> **Material provided**
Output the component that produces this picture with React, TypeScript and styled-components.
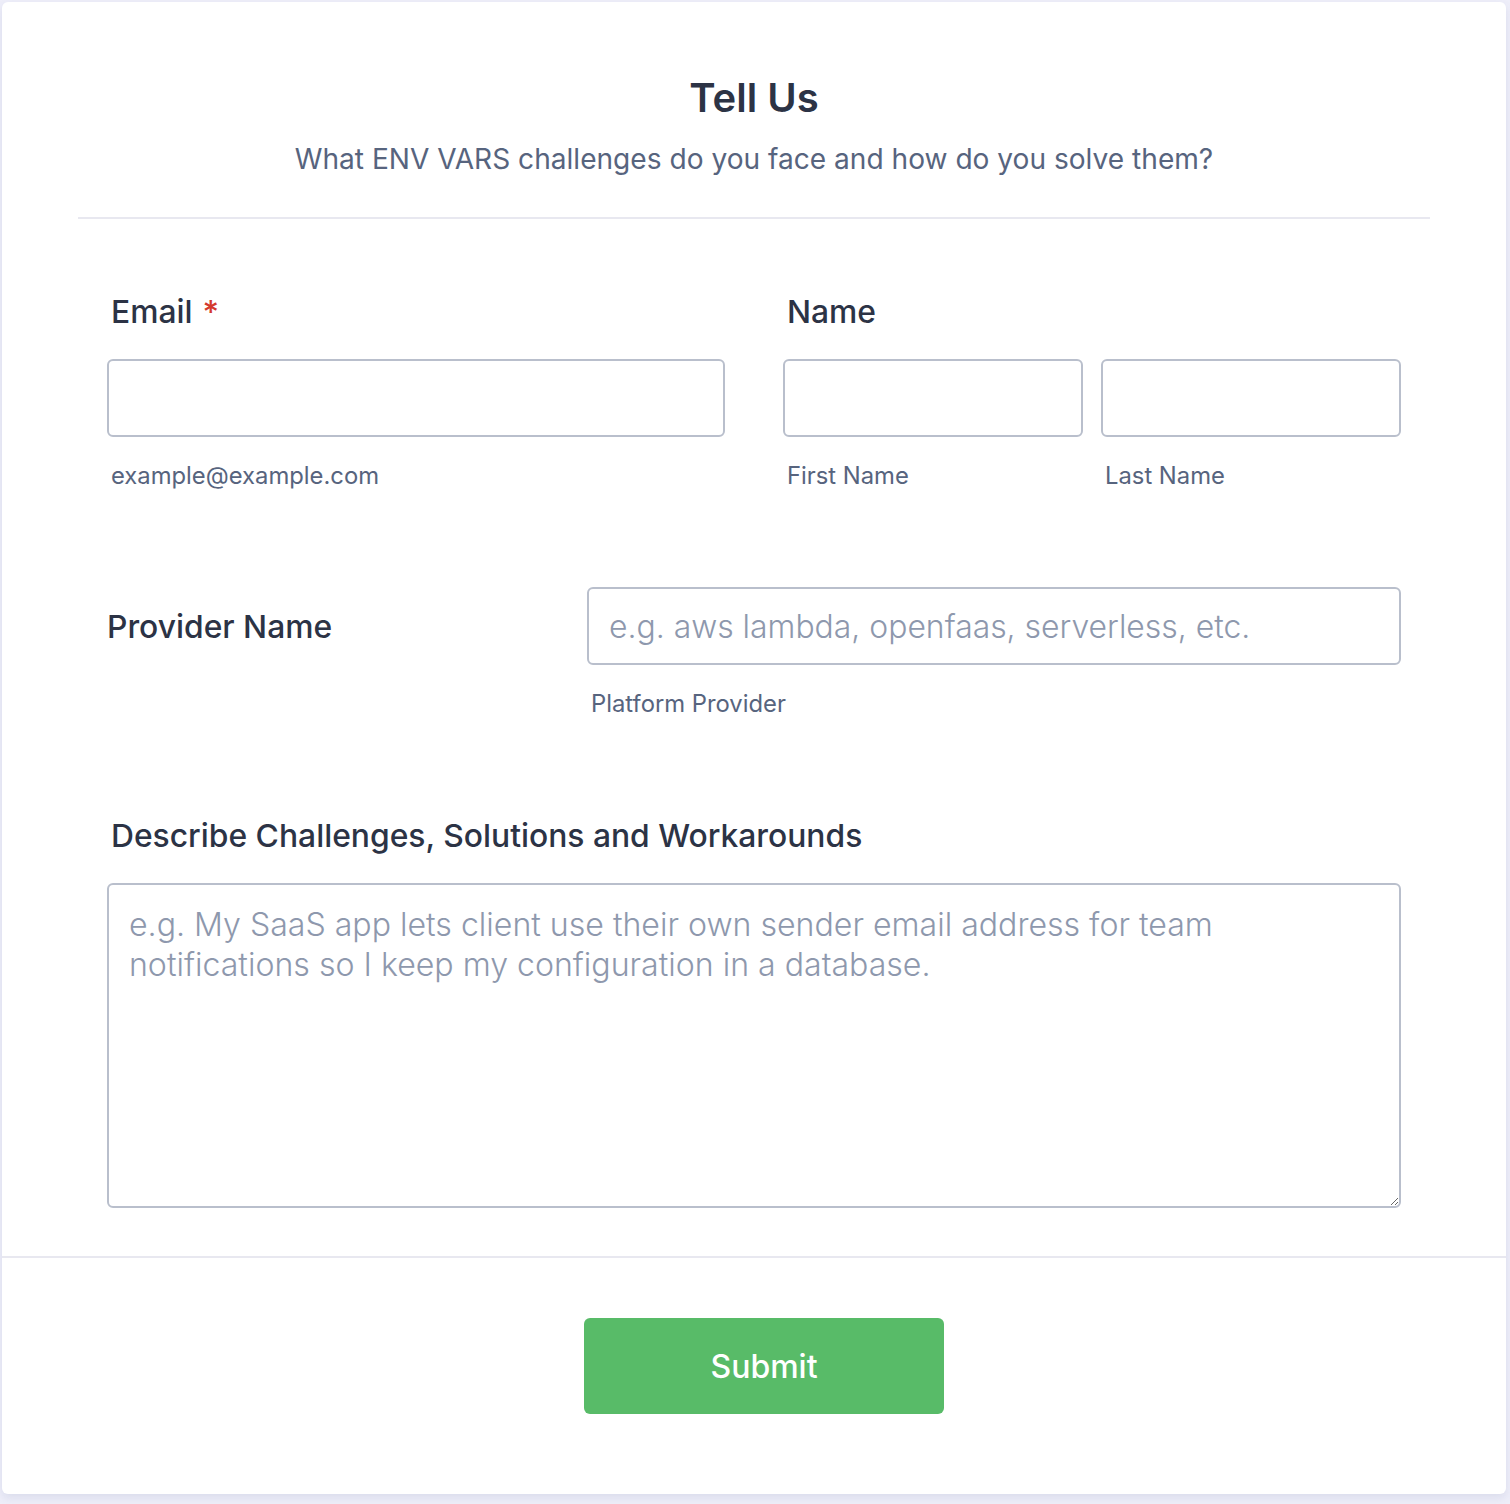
import React from 'react'
import styled, { createGlobalStyle } from 'styled-components'

const GlobalStyle = createGlobalStyle`
  html, body {
    margin: 0;
    padding: 0;
    background: #eeeef9;
  }
  body {
    font-family: Inter, "Noto Sans", "Liberation Sans", sans-serif;
    color: #2c3345;
  }
  * { box-sizing: border-box; }
`;

const Page = styled.div`
  padding: 2px 4px 10px 2px;
  min-height: 1504px;
`;

const Card = styled.form`
  background: #ffffff;
  border-radius: 6px;
  box-shadow: 0 4px 8px rgba(84, 95, 145, 0.12);
  height: 1492px;
  display: flex;
  flex-direction: column;
`;

const Header = styled.header`
  text-align: center;
  padding: 72px 0 40px;
  margin: 0 76px;
  border-bottom: 2px solid #e8e8f0;
`;

const Title = styled.h1`
  margin: 0;
  font-size: 40px;
  line-height: 48px;
  font-weight: 600;
  color: #2c3345;
`;

const Subtitle = styled.p`
  margin: 19px 0 0;
  font-size: 28.1px;
  line-height: 36px;
  color: #57647e;
`;

const Body = styled.div`
  padding: 73px 105px 0;
  flex: 1;
`;

const TwoCols = styled.div`
  display: grid;
  grid-template-columns: 1fr 1fr;
  column-gap: 58px;
`;

const Field = styled.div`
  display: flex;
  flex-direction: column;
`;

const Label = styled.label<{ $inset?: boolean }>`
  font-size: 31.8px;
  line-height: 40px;
  font-weight: 500;
  color: #2c3345;
  padding-left: ${p => (p.$inset ? '4px' : '0')};
  margin-bottom: 27px;
`;

const Star = styled.span`
  color: #d4392e;
  margin-left: 10px;
`;

const Input = styled.input`
  width: 100%;
  height: 78px;
  border: 2px solid #b9bfcc;
  border-radius: 6px;
  padding: 0 20px;
  font-family: inherit;
  font-size: 31.9px;
  font-weight: 300;
  color: #2c3345;
  background: #fff;
  outline: none;
  &::placeholder { color: #8e98ad; }
`;

const Hint = styled.span`
  display: block;
  margin-top: 23px;
  padding-left: 4px;
  font-size: 23.8px;
  line-height: 32px;
  color: #57647e;
`;

const NameInputs = styled.div`
  display: grid;
  grid-template-columns: 1fr 1fr;
  column-gap: 18px;
`;

const ProviderRow = styled.div`
  display: grid;
  grid-template-columns: 480px 1fr;
  margin-top: 95px;
`;

const ProviderLabel = styled.label`
  height: 78px;
  display: flex;
  align-items: center;
  font-size: 31.8px;
  font-weight: 500;
  color: #2c3345;
`;

const DescribeField = styled(Field)`
  margin-top: 96px;
`;

const TextArea = styled.textarea`
  width: 100%;
  height: 325px;
  border: 2px solid #b9bfcc;
  border-radius: 6px;
  padding: 20px 20px;
  font-family: inherit;
  font-size: 32.1px;
  font-weight: 300;
  line-height: 40px;
  color: #2c3345;
  resize: vertical;
  outline: none;
  &::placeholder { color: #8e98ad; }
`;

const Footer = styled.div`
  border-top: 2px solid #e8e8f0;
  display: flex;
  justify-content: center;
  padding: 60px 0 80px 20px;
`;

const SubmitButton = styled.button`
  width: 360px;
  height: 96px;
  border: none;
  border-radius: 6px;
  background: #58bb68;
  color: #ffffff;
  font-family: inherit;
  font-size: 32px;
  font-weight: 500;
  cursor: pointer;
`;

const App = () => {
  return (
    <>
      <GlobalStyle />
      <Page>
        <Card onSubmit={e => e.preventDefault()}>
          <Header>
            <Title>Tell Us</Title>
            <Subtitle>What ENV VARS challenges do you face and how do you solve them?</Subtitle>
          </Header>
          <Body>
            <TwoCols>
              <Field>
                <Label $inset htmlFor="email">
                  Email<Star>*</Star>
                </Label>
                <Input id="email" type="email" />
                <Hint>example@example.com</Hint>
              </Field>
              <Field>
                <Label $inset>Name</Label>
                <NameInputs>
                  <div>
                    <Input aria-label="First Name" />
                    <Hint>First Name</Hint>
                  </div>
                  <div>
                    <Input aria-label="Last Name" />
                    <Hint>Last Name</Hint>
                  </div>
                </NameInputs>
              </Field>
            </TwoCols>

            <ProviderRow>
              <ProviderLabel htmlFor="provider">Provider Name</ProviderLabel>
              <div>
                <Input id="provider" placeholder="e.g. aws lambda, openfaas, serverless, etc." />
                <Hint>Platform Provider</Hint>
              </div>
            </ProviderRow>

            <DescribeField>
              <Label $inset htmlFor="describe">Describe Challenges, Solutions and Workarounds</Label>
              <TextArea
                id="describe"
                placeholder="e.g. My SaaS app lets client use their own sender email address for team notifications so I keep my configuration in a database."
              />
            </DescribeField>
          </Body>
          <Footer>
            <SubmitButton type="submit">Submit</SubmitButton>
          </Footer>
        </Card>
      </Page>
    </>
  )
}

export default App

> **Challenge**
Without the pictures, write out the whole listing above exactly as it appears.

> **Answer to the problem**
Output the component that produces this picture with React, TypeScript and styled-components.
import React from 'react'
import styled, { createGlobalStyle } from 'styled-components'

const GlobalStyle = createGlobalStyle`
  html, body {
    margin: 0;
    padding: 0;
    background: #eeeef9;
  }
  body {
    font-family: Inter, "Noto Sans", "Liberation Sans", sans-serif;
    color: #2c3345;
  }
  * { box-sizing: border-box; }
`;

const Page = styled.div`
  padding: 2px 4px 10px 2px;
  min-height: 1504px;
`;

const Card = styled.form`
  background: #ffffff;
  border-radius: 6px;
  box-shadow: 0 4px 8px rgba(84, 95, 145, 0.12);
  height: 1492px;
  display: flex;
  flex-direction: column;
`;

const Header = styled.header`
  text-align: center;
  padding: 72px 0 40px;
  margin: 0 76px;
  border-bottom: 2px solid #e8e8f0;
`;

const Title = styled.h1`
  margin: 0;
  font-size: 40px;
  line-height: 48px;
  font-weight: 600;
  color: #2c3345;
`;

const Subtitle = styled.p`
  margin: 19px 0 0;
  font-size: 28.1px;
  line-height: 36px;
  color: #57647e;
`;

const Body = styled.div`
  padding: 73px 105px 0;
  flex: 1;
`;

const TwoCols = styled.div`
  display: grid;
  grid-template-columns: 1fr 1fr;
  column-gap: 58px;
`;

const Field = styled.div`
  display: flex;
  flex-direction: column;
`;

const Label = styled.label<{ $inset?: boolean }>`
  font-size: 31.8px;
  line-height: 40px;
  font-weight: 500;
  color: #2c3345;
  padding-left: ${p => (p.$inset ? '4px' : '0')};
  margin-bottom: 27px;
`;

const Star = styled.span`
  color: #d4392e;
  margin-left: 10px;
`;

const Input = styled.input`
  width: 100%;
  height: 78px;
  border: 2px solid #b9bfcc;
  border-radius: 6px;
  padding: 0 20px;
  font-family: inherit;
  font-size: 31.9px;
  font-weight: 300;
  color: #2c3345;
  background: #fff;
  outline: none;
  &::placeholder { color: #8e98ad; }
`;

const Hint = styled.span`
  display: block;
  margin-top: 23px;
  padding-left: 4px;
  font-size: 23.8px;
  line-height: 32px;
  color: #57647e;
`;

const NameInputs = styled.div`
  display: grid;
  grid-template-columns: 1fr 1fr;
  column-gap: 18px;
`;

const ProviderRow = styled.div`
  display: grid;
  grid-template-columns: 480px 1fr;
  margin-top: 95px;
`;

const ProviderLabel = styled.label`
  height: 78px;
  display: flex;
  align-items: center;
  font-size: 31.8px;
  font-weight: 500;
  color: #2c3345;
`;

const DescribeField = styled(Field)`
  margin-top: 96px;
`;

const TextArea = styled.textarea`
  width: 100%;
  height: 325px;
  border: 2px solid #b9bfcc;
  border-radius: 6px;
  padding: 20px 20px;
  font-family: inherit;
  font-size: 32.1px;
  font-weight: 300;
  line-height: 40px;
  color: #2c3345;
  resize: vertical;
  outline: none;
  &::placeholder { color: #8e98ad; }
`;

const Footer = styled.div`
  border-top: 2px solid #e8e8f0;
  display: flex;
  justify-content: center;
  padding: 60px 0 80px 20px;
`;

const SubmitButton = styled.button`
  width: 360px;
  height: 96px;
  border: none;
  border-radius: 6px;
  background: #58bb68;
  color: #ffffff;
  font-family: inherit;
  font-size: 32px;
  font-weight: 500;
  cursor: pointer;
`;

const App = () => {
  return (
    <>
      <GlobalStyle />
      <Page>
        <Card onSubmit={e => e.preventDefault()}>
          <Header>
            <Title>Tell Us</Title>
            <Subtitle>What ENV VARS challenges do you face and how do you solve them?</Subtitle>
          </Header>
          <Body>
            <TwoCols>
              <Field>
                <Label $inset htmlFor="email">
                  Email<Star>*</Star>
                </Label>
                <Input id="email" type="email" />
                <Hint>example@example.com</Hint>
              </Field>
              <Field>
                <Label $inset>Name</Label>
                <NameInputs>
                  <div>
                    <Input aria-label="First Name" />
                    <Hint>First Name</Hint>
                  </div>
                  <div>
                    <Input aria-label="Last Name" />
                    <Hint>Last Name</Hint>
                  </div>
                </NameInputs>
              </Field>
            </TwoCols>

            <ProviderRow>
              <ProviderLabel htmlFor="provider">Provider Name</ProviderLabel>
              <div>
                <Input id="provider" placeholder="e.g. aws lambda, openfaas, serverless, etc." />
                <Hint>Platform Provider</Hint>
              </div>
            </ProviderRow>

            <DescribeField>
              <Label $inset htmlFor="describe">Describe Challenges, Solutions and Workarounds</Label>
              <TextArea
                id="describe"
                placeholder="e.g. My SaaS app lets client use their own sender email address for team notifications so I keep my configuration in a database."
              />
            </DescribeField>
          </Body>
          <Footer>
            <SubmitButton type="submit">Submit</SubmitButton>
          </Footer>
        </Card>
      </Page>
    </>
  )
}

export default App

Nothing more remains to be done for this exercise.